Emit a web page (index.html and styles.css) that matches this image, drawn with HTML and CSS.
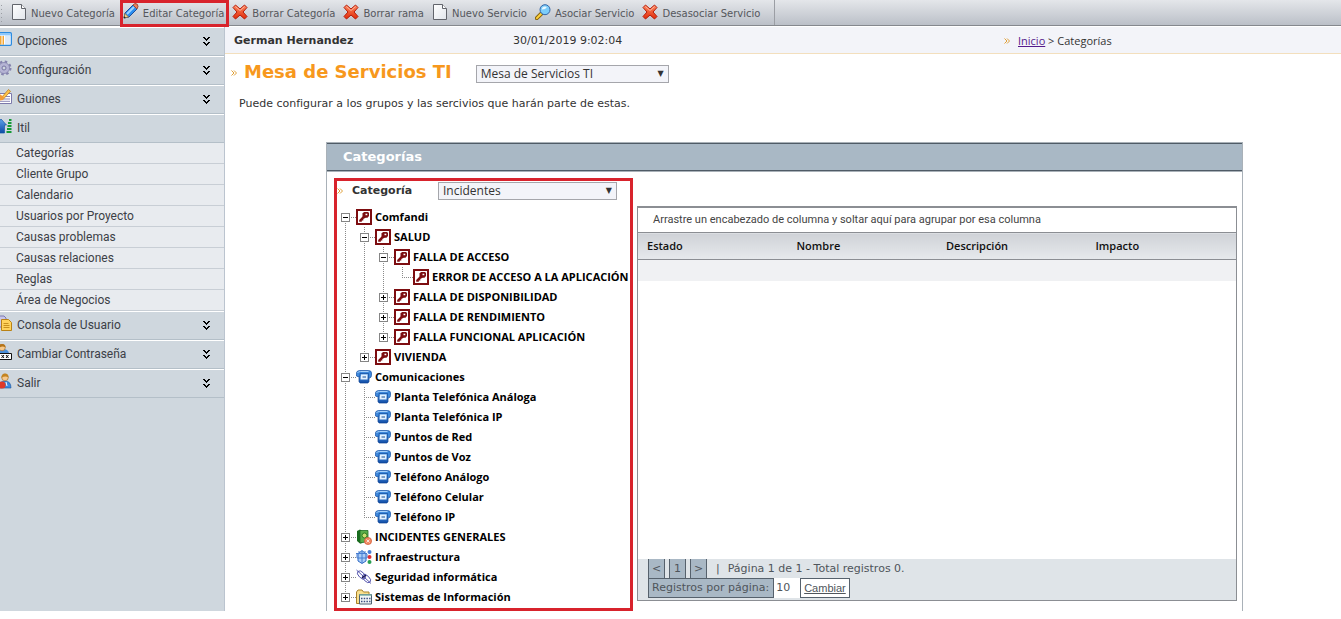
FILE: index.html
```html
<!DOCTYPE html>
<html lang="es">
<head>
<meta charset="utf-8">
<meta name="viewport" content="width=device-width, initial-scale=1">
<title>Mesa de Servicios TI - Categorías</title>
<link rel="stylesheet" href="styles.css">
</head>
<body>
<svg class="sprite" aria-hidden="true">
  <defs>
    <linearGradient id="g-blue" x1="0" y1="0" x2="0" y2="1"><stop offset="0" stop-color="#5ea4ea"/><stop offset="1" stop-color="#0d4aa5"/></linearGradient>
    <linearGradient id="g-red" x1="0" y1="0" x2="0" y2="1"><stop offset="0" stop-color="#ff8a60"/><stop offset="1" stop-color="#e02a08"/></linearGradient>
    <linearGradient id="g-page" x1="0" y1="0" x2="1" y2="1"><stop offset="0" stop-color="#fff"/><stop offset="1" stop-color="#e2e6ec"/></linearGradient>
  </defs>
  <symbol id="i-page" viewBox="0 0 16 16"><path d="M1.500 .5h9l4 4v11h-13z" fill="url(#g-page)" stroke="#62656c"/><path d="M10.500 .5v4h4" fill="#fff" stroke="#62656c"/></symbol>
  <symbol id="i-edit" viewBox="0 0 16 16"><path d="M1 15l1-5 8-8 4 4-8 8z" fill="#2a8df0" stroke="#1c4f9c"/><path d="M4 11l7-7" stroke="#9fd4ff" stroke-width="2"/><path d="M10 2l2-1.500q3 0 3 3L14 6z" fill="#e8805c" stroke="#9c4a38"/><path d="M1 15l1-4.500L5.500 14z" fill="#f6d58c" stroke="#8a6a30" stroke-width=".7"/><path d="M.7 15.300l.6-2 1.500 1.500z" fill="#222"/></symbol>
  <symbol id="i-x" viewBox="0 0 16 16"><path d="M3.500 1L8 5l4.500-4L15 3.500 11 8l4 4.500-2.500 2.500L8 11l-4.500 4L1 12.500 5 8 1 3.500z" fill="url(#g-red)" stroke="#b51c0a" stroke-linejoin="round"/><path d="M3.500 2.500L8 6.500l4.500-4" fill="none" stroke="#ffb59a"/></symbol>
  <symbol id="i-search" viewBox="0 0 16 16"><path d="M1.800 14.200L6.500 9.500" stroke="#8a6510" stroke-width="4" stroke-linecap="round"/><path d="M1.900 14.100L6 10" stroke="#ffd23c" stroke-width="2" stroke-linecap="round"/><circle cx="10" cy="5.700" r="5" fill="#7ccdfa" stroke="#3566a8"/><path d="M6.800 5.500a3.200 3.200 0 0 1 5-2.500q-1 2.500-5 2.500z" fill="#e8f8ff"/></symbol>
  <symbol id="i-panel" viewBox="0 0 16 16"><rect x=".7" y="1.700" width="14.600" height="12.600" rx="1" fill="#fff" stroke="#2b8be0" stroke-width="1.400"/><path d="M1.500 2.500h13v2h-13z" fill="#8cc8ff"/><path d="M1.500 5h6.500v8.500h-6.500z" fill="#f4a735"/><path d="M6 4.500v9M8.500 4.500v9" stroke="#fff"/><path d="M9 5h5.500v8.500H9z" fill="#dce9f8"/></symbol>
  <symbol id="i-gear" viewBox="0 0 16 16"><circle cx="8" cy="8" r="5.500" fill="#b5b4d4" stroke="#8f8db5"/><circle cx="8" cy="8" r="6.500" fill="none" stroke="#8583ae" stroke-width="2" stroke-dasharray="2.550 2.550"/><circle cx="8" cy="8" r="2" fill="#cfd7de" stroke="#7674a2"/></symbol>
  <symbol id="i-note" viewBox="0 0 16 16"><path d="M1 4.500h14.500v10H1z" fill="#fff" stroke="#7c7aab"/><path d="M9 7.500h5M3 10h11M3 12.300h11" stroke="#8a86b5"/><path d="M5 9l7.500-8.500 2 1.800L7 10.500z" fill="#ffc44a" stroke="#b57616" stroke-width=".7"/><path d="M1 3l7 5-1 3-5 1z" fill="#f39b35"/></symbol>
  <symbol id="i-up" viewBox="0 0 16 16"><path d="M0 7l5-6 5.500 6H8.500v8H2V7z" fill="url(#g-blue)" stroke="#1557a8" stroke-width=".7"/><path d="M13 2h2.500M12 5h3.500M11.500 8h4M11 11h4.500M10.500 14h5" stroke="#159a34" stroke-width="2"/></symbol>
  <symbol id="i-copy" viewBox="0 0 16 16"><path d="M1 1h7l2 2v9H1z" fill="#c9c6e8" stroke="#7a78b2"/><path d="M5.500 4.500h7l3 3v8h-10z" fill="#ffd35c" stroke="#b98215"/><path d="M7.500 8.500h5M7.500 10.500h6M7.500 12.500h6" stroke="#c7901e"/></symbol>
  <symbol id="i-pass" viewBox="0 0 16 16"><path d="M2 9q0-4 5-4t6 4z" fill="#4b8ed8"/><circle cx="6" cy="3.500" r="3.300" fill="#f6c98d" stroke="#9a6420" stroke-width=".6"/><path d="M2.500 4q0-4 3.500-4t3.500 3.500Q6 1.500 2.500 4z" fill="#b57418"/><path d="M.5 9.500h15v6H.5z" fill="#fff" stroke="#111"/><path d="M5.500 11l2.500 3m0-3l-2.500 3m4.500-3l2.500 3m0-3l-2.500 3" stroke="#111"/></symbol>
  <symbol id="i-exit" viewBox="0 0 16 16"><path d="M3 15q0-7 6-7t6 7z" fill="#3c8be0" stroke="#1d5499" stroke-width=".6"/><circle cx="9" cy="4.500" r="3.300" fill="#f6c98d" stroke="#9a6420" stroke-width=".6"/><path d="M5.500 5q0-4.500 3.500-4.500t3.500 4Q9 2.500 5.500 5z" fill="#c48420"/><circle cx="6" cy="12" r="3.600" fill="#e03a28"/><path d="M10 9l1 4" stroke="#fff"/></symbol>
  <symbol id="i-key" viewBox="0 0 16 16"><path d="M1 1h14v14H1z" fill="#fff" stroke="#7d0d10" stroke-width="2"/><path d="M7 7L3.200 11v1.800h2.600v-1.400h1.500V10L10 8.500z" fill="#7d0d10"/><path d="M6.500 4.500L8 3h4l1 1v3l-1.500 1.800H8L6.500 7.500z" fill="#7d0d10"/><path d="M9.500 4.700h1.800v1.500H9.500z" fill="#fff"/></symbol>
  <symbol id="i-phone" viewBox="0 0 16 16"><path d="M3 4h10v8.500l-1 1.500H4l-1-1.500z" fill="url(#g-blue)" stroke="#0f4391" stroke-width=".7"/><path d="M.5 7V3.500Q1 1.500 4 1.500h8.500q3 0 3 2.500v2.500q0 2-2 2.500l-1-.5v-4H4V7q-2 1.500-3.500 0z" fill="#3d88dc" stroke="#1751a3" stroke-width=".7"/><path d="M1.500 4q.5-1.500 3-1.500h8" fill="none" stroke="#a6d0fa"/><path d="M5 5.500h6.500v5H4.500z" fill="#e4f1ff"/><path d="M6.500 7h3.500v2H6.500z" fill="#7b9fca"/></symbol>
  <symbol id="i-book" viewBox="0 0 16 16"><path d="M1 2l3-1.500L6 2v12l-2 .5L1 12z" fill="#186b1d"/><path d="M4 1.500h8v11L4 14z" fill="#5aae4a" stroke="#1d6d22" stroke-width=".8"/><circle cx="8.500" cy="6.500" r="2.500" fill="#c9de72" stroke="#2f7d20"/><circle cx="12" cy="12" r="3.600" fill="#f28a64" stroke="#d05a35" stroke-width=".7"/><path d="M10.500 10.500l3 3m0-3l-3 3" stroke="#ffe2d5"/></symbol>
  <symbol id="i-infra" viewBox="0 0 16 16"><path d="M2 5l4-3.500 4 3.500v7l-4 2.500L2 12z" fill="#a9cdf8" stroke="#316ac4"/><path d="M0 4.500h11M3 2v3M9 2v3M6 2v12M1 5v4h10V5" fill="none" stroke="#477ed2"/><circle cx="13.500" cy="3" r="2" fill="#4880d8"/><circle cx="13.500" cy="8" r="2" fill="#dc3038"/><circle cx="13.500" cy="13" r="2" fill="#2aa052"/></symbol>
  <symbol id="i-chain" viewBox="0 0 16 16"><g fill="none" stroke="#4a4aa8" stroke-width=".9"><path d="M.5 1L15 14.500"/><ellipse cx="5.500" cy="6" rx="5" ry="2.800" transform="rotate(45 5.500 6)"/><ellipse cx="10.500" cy="9.500" rx="5" ry="2.800" transform="rotate(45 10.500 9.500)"/></g><path d="M6 9l4-3" stroke="#17174e" stroke-width="1.500"/></symbol>
  <symbol id="i-folder" viewBox="0 0 16 16"><path d="M.5 14.500V3L2 1h4l1.500 2H13v11.500z" fill="#f9df8c" stroke="#a8812a"/><path d="M3.500 5.500h12v9.500h-12z" fill="#f2f6f6" stroke="#4b6172"/><path d="M3.500 6h12" stroke="#7cb0a4" stroke-width="1.500"/><path d="M5 9.500h9.500M5 12.500h9.500" stroke="#3d4f80" stroke-width="1.500" stroke-dasharray="1.500 1.200"/></symbol>
  <symbol id="i-more" viewBox="0 0 8 10"><path d="M0 0h2v1h1v1h1V1h1V0h2v1H6v1H5v1H4v1H3V3H2V2H1V1H0zM0 5h2v1h1v1h1V6h1V5h2v1H6v1H5v1H4v1H3V8H2V7H1V6H0z" fill="#000"/></symbol>
  <symbol id="i-arrows" viewBox="0 0 6 6"><path d="M.5 .5L3 3 .5 5.500M3 .5L5.500 3 3 5.500" fill="none" stroke="#e0a038"/></symbol>
</svg>

<div class="toolbar" role="toolbar">
  <span class="grip"></span>
  <button type="button" class="tool"><svg><use href="#i-page"/></svg>Nuevo Categoría</button>
  <button type="button" class="tool marked"><svg><use href="#i-edit"/></svg>Editar Categoría</button>
  <button type="button" class="tool"><svg><use href="#i-x"/></svg>Borrar Categoría</button>
  <button type="button" class="tool"><svg><use href="#i-x"/></svg>Borrar rama</button>
  <button type="button" class="tool"><svg><use href="#i-page"/></svg>Nuevo Servicio</button>
  <button type="button" class="tool"><svg><use href="#i-search"/></svg>Asociar Servicio</button>
  <button type="button" class="tool"><svg><use href="#i-x"/></svg>Desasociar Servicio</button>
  <span class="divider"></span>
</div>

<div class="app">
  <nav class="side">
    <button type="button" class="group"><svg class="ico"><use href="#i-panel"/></svg><span>Opciones</span><svg class="more"><use href="#i-more"/></svg></button>
    <button type="button" class="group"><svg class="ico"><use href="#i-gear"/></svg><span>Configuración</span><svg class="more"><use href="#i-more"/></svg></button>
    <button type="button" class="group"><svg class="ico"><use href="#i-note"/></svg><span>Guiones</span><svg class="more"><use href="#i-more"/></svg></button>
    <button type="button" class="group"><svg class="ico"><use href="#i-up"/></svg><span>Itil</span></button>
    <ul class="sub">
      <li><a href="#">Categorías</a></li>
      <li><a href="#">Cliente Grupo</a></li>
      <li><a href="#">Calendario</a></li>
      <li><a href="#">Usuarios por Proyecto</a></li>
      <li><a href="#">Causas problemas</a></li>
      <li><a href="#">Causas relaciones</a></li>
      <li><a href="#">Reglas</a></li>
      <li><a href="#">Área de Negocios</a></li>
    </ul>
    <button type="button" class="group"><svg class="ico"><use href="#i-copy"/></svg><span>Consola de Usuario</span><svg class="more"><use href="#i-more"/></svg></button>
    <button type="button" class="group"><svg class="ico"><use href="#i-pass"/></svg><span>Cambiar Contraseña</span><svg class="more"><use href="#i-more"/></svg></button>
    <button type="button" class="group"><svg class="ico"><use href="#i-exit"/></svg><span>Salir</span><svg class="more"><use href="#i-more"/></svg></button>
  </nav>

  <main class="main">
    <header class="info">
      <strong class="user">German Hernandez</strong>
      <span class="date">30/01/2019 9:02:04</span>
      <span class="crumbs"><svg class="arrows"><use href="#i-arrows"/></svg><span><a href="#">Inicio</a> &gt; Categorías</span></span>
    </header>

    <div class="heading">
      <svg class="arrows"><use href="#i-arrows"/></svg>
      <h1>Mesa de Servicios TI</h1>
      <span class="pick"><select aria-label="Mesa de servicios"><option>Mesa de Servicios TI</option></select><i>▼</i></span>
    </div>
    <p class="intro">Puede configurar a los grupos y las sercivios que harán parte de estas.</p>

    <section class="panel">
      <h2>Categorías</h2>
      <div class="panel-body">
        <div class="tree-box">
          <div class="filter">
            <svg class="arrows"><use href="#i-arrows"/></svg>
            <label for="cat">Categoría</label>
            <span class="pick"><select id="cat"><option>Incidentes</option></select><i>▼</i></span>
          </div>
          <ul class="tree">
            <li><div class="node"><button type="button" class="tg minus" aria-label="Contraer"></button><svg><use href="#i-key"/></svg>Comfandi</div>
              <ul>
                <li><div class="node"><button type="button" class="tg minus" aria-label="Contraer"></button><svg><use href="#i-key"/></svg>SALUD</div>
                  <ul>
                    <li><div class="node"><button type="button" class="tg minus" aria-label="Contraer"></button><svg><use href="#i-key"/></svg>FALLA DE ACCESO</div>
                      <ul>
                        <li><div class="node"><span class="leaf"></span><svg><use href="#i-key"/></svg>ERROR DE ACCESO A LA APLICACIÓN</div></li>
                      </ul>
                    </li>
                    <li><div class="node"><button type="button" class="tg plus" aria-label="Expandir"></button><svg><use href="#i-key"/></svg>FALLA DE DISPONIBILIDAD</div></li>
                    <li><div class="node"><button type="button" class="tg plus" aria-label="Expandir"></button><svg><use href="#i-key"/></svg>FALLA DE RENDIMIENTO</div></li>
                    <li><div class="node"><button type="button" class="tg plus" aria-label="Expandir"></button><svg><use href="#i-key"/></svg>FALLA FUNCIONAL APLICACIÓN</div></li>
                  </ul>
                </li>
                <li><div class="node"><button type="button" class="tg plus" aria-label="Expandir"></button><svg><use href="#i-key"/></svg>VIVIENDA</div></li>
              </ul>
            </li>
            <li><div class="node"><button type="button" class="tg minus" aria-label="Contraer"></button><svg><use href="#i-phone"/></svg>Comunicaciones</div>
              <ul>
                <li><div class="node"><span class="leaf"></span><svg><use href="#i-phone"/></svg>Planta Telefónica Análoga</div></li>
                <li><div class="node"><span class="leaf"></span><svg><use href="#i-phone"/></svg>Planta Telefónica IP</div></li>
                <li><div class="node"><span class="leaf"></span><svg><use href="#i-phone"/></svg>Puntos de Red</div></li>
                <li><div class="node"><span class="leaf"></span><svg><use href="#i-phone"/></svg>Puntos de Voz</div></li>
                <li><div class="node"><span class="leaf"></span><svg><use href="#i-phone"/></svg>Teléfono Análogo</div></li>
                <li><div class="node"><span class="leaf"></span><svg><use href="#i-phone"/></svg>Teléfono Celular</div></li>
                <li><div class="node"><span class="leaf"></span><svg><use href="#i-phone"/></svg>Teléfono IP</div></li>
              </ul>
            </li>
            <li><div class="node"><button type="button" class="tg plus" aria-label="Expandir"></button><svg><use href="#i-book"/></svg>INCIDENTES GENERALES</div></li>
            <li><div class="node"><button type="button" class="tg plus" aria-label="Expandir"></button><svg><use href="#i-infra"/></svg>Infraestructura</div></li>
            <li><div class="node"><button type="button" class="tg plus" aria-label="Expandir"></button><svg><use href="#i-chain"/></svg>Seguridad informática</div></li>
            <li><div class="node"><button type="button" class="tg plus" aria-label="Expandir"></button><svg><use href="#i-folder"/></svg>Sistemas de Información</div></li>
          </ul>
        </div>

        <div class="grid">
          <div class="drop">Arrastre un encabezado de columna y soltar aquí para agrupar por esa columna</div>
          <table>
            <thead><tr><th>Estado</th><th>Nombre</th><th>Descripción</th><th>Impacto</th></tr></thead>
            <tbody><tr><td></td><td></td><td></td><td></td></tr></tbody>
          </table>
          <div class="pager">
            <div class="pages">
              <button type="button">&lt;</button>
              <button type="button">1</button>
              <button type="button">&gt;</button>
              <span class="bar">|</span>
              <span>Página 1 de 1 - Total registros 0.</span>
            </div>
            <div class="size">
              <label for="rows">Registros por página:</label>
              <input id="rows" type="text" value="10">
              <a href="#">Cambiar</a>
            </div>
          </div>
        </div>
      </div>
    </section>
  </main>
</div>
</body>
</html>
```
FILE: styles.css
```css
* { box-sizing: border-box; }
body { margin: 0; padding-bottom: 8px; background: #fff; color: #333; font: 11px/16px "DejaVu Sans", Verdana, sans-serif; }
button, select, input { font: inherit; color: inherit; margin: 0; padding: 0; border: 0; border-radius: 0; background: none; }
ul { list-style: none; margin: 0; padding: 0; }
svg { flex: none; display: block; }
.sprite { position: absolute; width: 0; height: 0; }

/* toolbar */
.toolbar { display: flex; gap: 8px; height: 26px; border-bottom: 1px solid #85888e; background: linear-gradient(#e4e6ea, #bbc0c8); }
.grip { width: 3px; background: repeating-linear-gradient(#9a9da3 0 1px, transparent 1px 4px) 1px 5px / 1px 17px no-repeat; }
.tool { display: flex; align-items: center; gap: 4px; font-size: 10px; line-height: 14px; color: #55575c; white-space: nowrap; padding-top: 3px; }
.tool svg { width: 16px; height: 16px; margin-bottom: 5px; }
.marked { position: relative; outline: 3px solid #d8232c; height: 21px; margin: 3px -2px 0 0; padding: 0 2px 0 0; }
.divider { width: 1px; margin-left: 6px; background: #9b9ea4; }

/* layout */
.app { display: flex; align-items: stretch; padding-top: 1px; }
.side { flex: none; width: 225px; background: #cfd7de; border-right: 1px solid #bbc4cf; font: 12px/16px Roboto, "Segoe UI", sans-serif; color: #3c4046; }
.main { flex: 1; min-width: 0; }

/* side menu */
.group { display: flex; align-items: center; width: 100%; height: 29px; padding: 0 13px 1px 0; text-align: left; background: #cfd7de; border-bottom: 1px solid #b4bfc8; border-top: 1px solid #fff; }
.group span { flex: 1; }
.ico { width: 16px; height: 16px; margin: 0 5px 4px -4px; }
.more { width: 8px; height: 10px; margin-top: 1px; }
.sub { background: #e8ebef; }
.sub li { height: 21px; border-bottom: 1px solid #c8ced5; }
.sub a { display: block; padding-left: 16px; line-height: 21px; color: inherit; text-decoration: none; }

/* info strip */
.info { display: grid; grid-template-columns: 279px 1fr 337px; align-items: center; height: 27px; padding: 1px 0 0 9px; background: #f3f4f9; border-bottom: 1px solid #f3dfbd; }
.crumbs { display: flex; align-items: center; gap: 8px; font: 11px/16px "Open Sans", "Trebuchet MS", sans-serif; }
.crumbs a { color: #551a8b; }
.arrows { width: 6px; height: 6px; }

/* heading */
.heading { display: flex; align-items: center; height: 38px; padding-left: 6px; }
.heading h1 { margin: 0 24px 2px 7px; font-size: 18px; line-height: 24px; color: #f7981d; white-space: nowrap; }
.heading .pick { width: 193px; margin-top: 2px; }
.pick { display: grid; align-items: center; font: 12px/16px "Open Sans", "Trebuchet MS", sans-serif; }
.pick select, .pick i { grid-area: 1 / 1; }
.pick select { appearance: none; width: 100%; height: 18px; padding: 0 20px 0 4px; border: 1px solid #a5a6ab; background: #f3f4f9; }
.pick i { justify-self: end; margin-right: 5px; font: 8px/10px "DejaVu Sans", sans-serif; pointer-events: none; }
.intro { margin: 4px 0 30px 14px; }

/* categories panel */
.panel { margin: 0 98px 0 101px; border: 1px solid #a9b1b8; border-bottom: 0; }
.panel h2 { margin: 0; padding: 0 16px; font-size: 13px; line-height: 26px; color: #fff; background: #a9b8c5; border: solid #4f5b66; border-width: 1px 0; box-shadow: 0 1px #a9b1b8; }
.panel-body { display: flex; align-items: flex-start; gap: 4px; padding: 7px 5px 0 7px; }
.tree-box { flex: none; width: 299px; border: 3px solid #d8232c; overflow: hidden; }
.filter { display: flex; align-items: center; height: 26px; padding-bottom: 6px; }
.filter .arrows { margin-right: 9px; }
.filter label { width: 86px; font-weight: bold; }
.filter .pick { width: 179px; }
.tree { color: #000; font: bold 11px/20px "Open Sans", Tahoma, sans-serif; white-space: nowrap; padding-bottom: 1px; }
.tree ul { padding-left: 19px; }
.tree li { background: repeating-linear-gradient(#8a8a8a 0 1px, transparent 1px 2px) 8px 0 / 1px 100% no-repeat; }
.tree li:last-child { background-size: 1px 10px; }
.tree > li:first-child { background-position: 8px 10px; }
.node { display: flex; align-items: center; gap: 3px; height: 20px; background: repeating-linear-gradient(90deg, #8a8a8a 0 1px, transparent 1px 2px) 8px 10px / 11px 1px no-repeat; }
.node svg { width: 16px; height: 16px; margin-bottom: 1px; }
.tg { width: 9px; height: 9px; margin: 1px 3px 0 4px; border: 1px solid #858585; }
.minus { background: linear-gradient(#000, #000) center / 5px 1px no-repeat, #fff; }
.plus { background: linear-gradient(#000, #000) center / 5px 1px no-repeat, linear-gradient(#000, #000) center / 1px 5px no-repeat, #fff; }
.leaf { width: 16px; }

/* records grid */
.grid { flex: 1; min-width: 0; display: flex; flex-direction: column; height: 395px; margin-top: 28px; border: 1px solid #8b8e93; border-top-width: 2px; font: 11px/16px "Open Sans", "Trebuchet MS", sans-serif; }
.drop { padding: 4px 15px; color: #444; font-family: Roboto, "Trebuchet MS", sans-serif; }
table { width: 100%; border-collapse: collapse; table-layout: fixed; }
th { height: 27px; padding: 0 9px; text-align: left; font-weight: 600; color: #111; background: linear-gradient(#cfd2d7, #e6e9ec); border: solid #8b8e93; border-width: 1px 0; }
td { height: 21px; padding: 0; background: #f0f1f3; }
.pager { margin-top: auto; padding: 0 10px 2px; background: #dfe4e8; color: #4f555b; font: 11px/19px "DejaVu Sans", Verdana, sans-serif; }
.pages { display: flex; gap: 4px; }
.pages button { width: 17px; height: 19px; background: #a9b8c5; border: solid #56616c; border-width: 0 1px; }
.pages .bar { margin: 0 4px 0 5px; }
.size { display: flex; line-height: 18px; }
.size label { padding: 0 4px 0 3px; background: #a9b8c5; border: 1px solid #56616c; }
.size input { width: 26px; padding: 0 2px; background: #fff; }
.size a { padding: 0 3px; color: inherit; background: #fff; border: 1px solid #56616c; font-family: "Liberation Sans", Arial, sans-serif; }
```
-- -- --
Your goal
Copy out every line of the listing that includes the string "index".

Answer for the task
Emit a web page (index.html and styles.css) that matches this image, drawn with HTML and CSS.
FILE: index.html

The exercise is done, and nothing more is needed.